Mario Draghi non è molto ottimista: i dati post fine quantitative easing sono stati più blandi del previsto e l’incertezza generale potrebbe, secondo il presidente della Banca Centrale Europea, mettere a rischio la tranquillità dell’Europa.
Il suo intervento presso il Parlamento Europeo è serio e va dritto al punto: con fiducia si è messo fine al quantitative easing fiduciosi che “la convergenza dell’inflazione verso l’obiettivo sarebbe progredita”. Il problema? I recenti sviluppi economici sono stati più deboli e le incertezze globali sono rimaste, portando il peso dei loro problemi. Insomma per Mario Draghi non ci si può ancora compiacere dei risultati ottenuti e pensare ad uno stimolo significativo per i mercati. Ha sottolineato durante il suo discorso:
Oggi possiamo dire che l’area euro è uscita da una crisi così grave che ha minacciato più volte la sua stessa esistenza.
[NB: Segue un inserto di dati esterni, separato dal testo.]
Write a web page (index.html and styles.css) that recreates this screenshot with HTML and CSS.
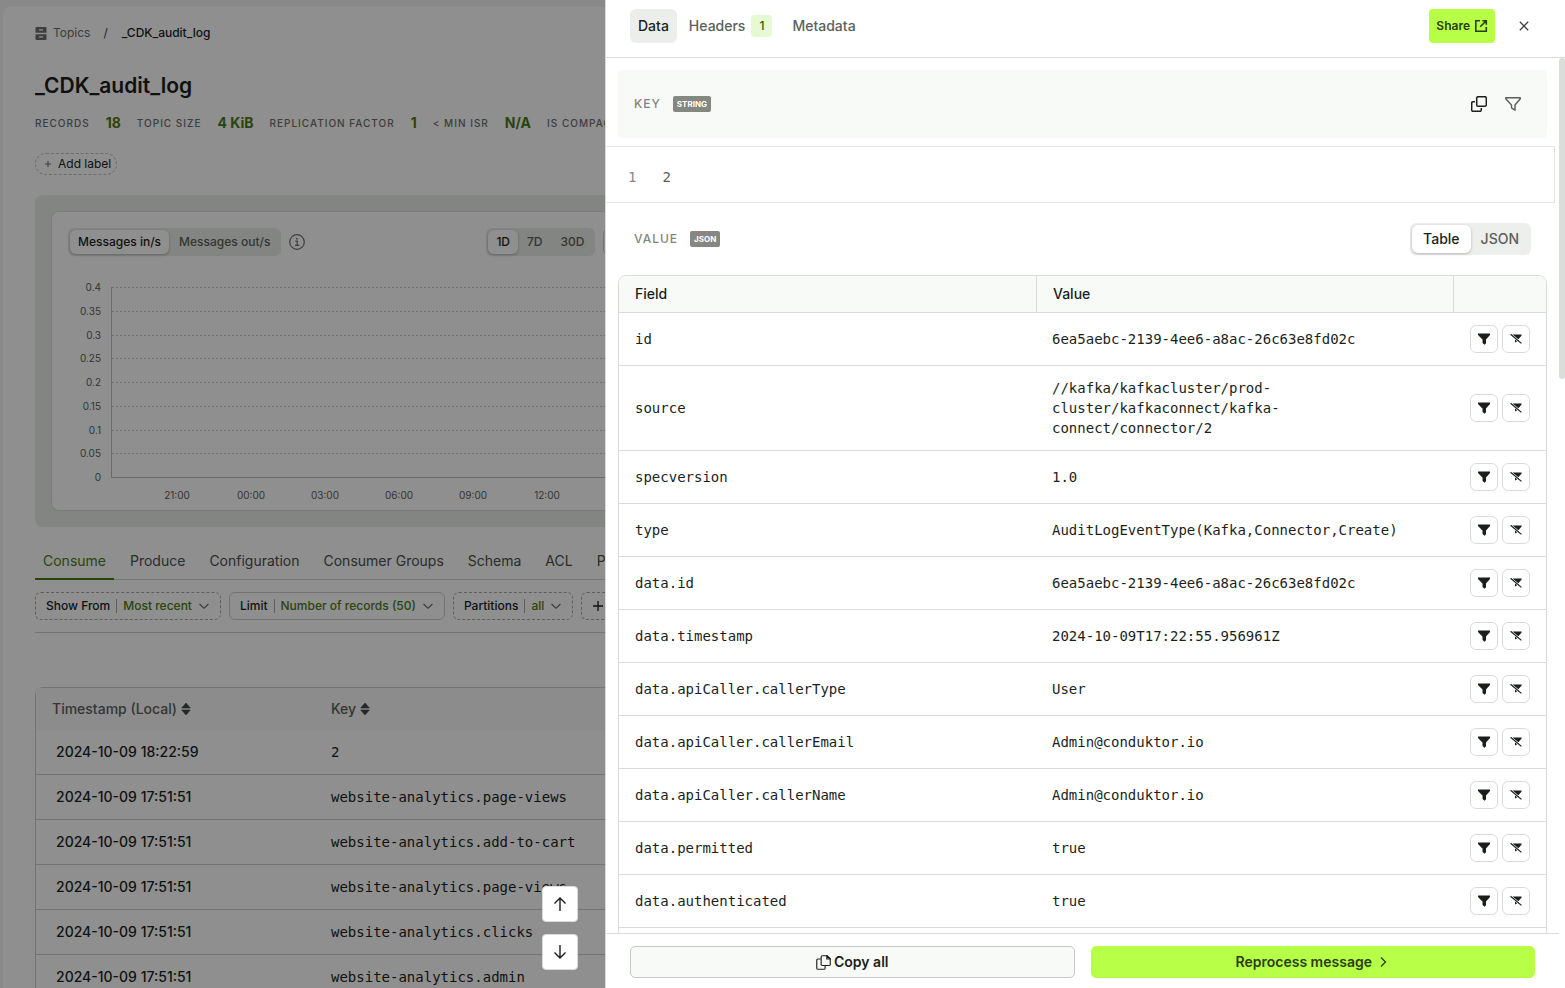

Siamo fuori, prima di tutto per la resilienza, l’energia, la capacità imprenditoriale dei cittadini europei, e per la loro fiducia nell’impegno dei loro leader per l’euro. Per produrre pienamente i suoi benefici, la Ue ha bisogno di impegno permanente dei politici, sia a livello nazionale che europeo. L’incertezza geopolitica mette in discussione i pilastri su cui è stato costruito l’ordine post II Guerra mondiale, mette in discussione la Ue, ha a che fare con la Brexit, la negazione del sistema multilaterale. Alcune cose vanno meglio, altre peggio, il risultato è che per ora l’incertezza proseguirà, cambia natura, e ha un costo che è minor fiducia. Per questo valutiamo.
Cosa significa questo? Che per ora la BCE rimane a guardare quel che succederà, essendo già pronta ad agire in caso di recessione.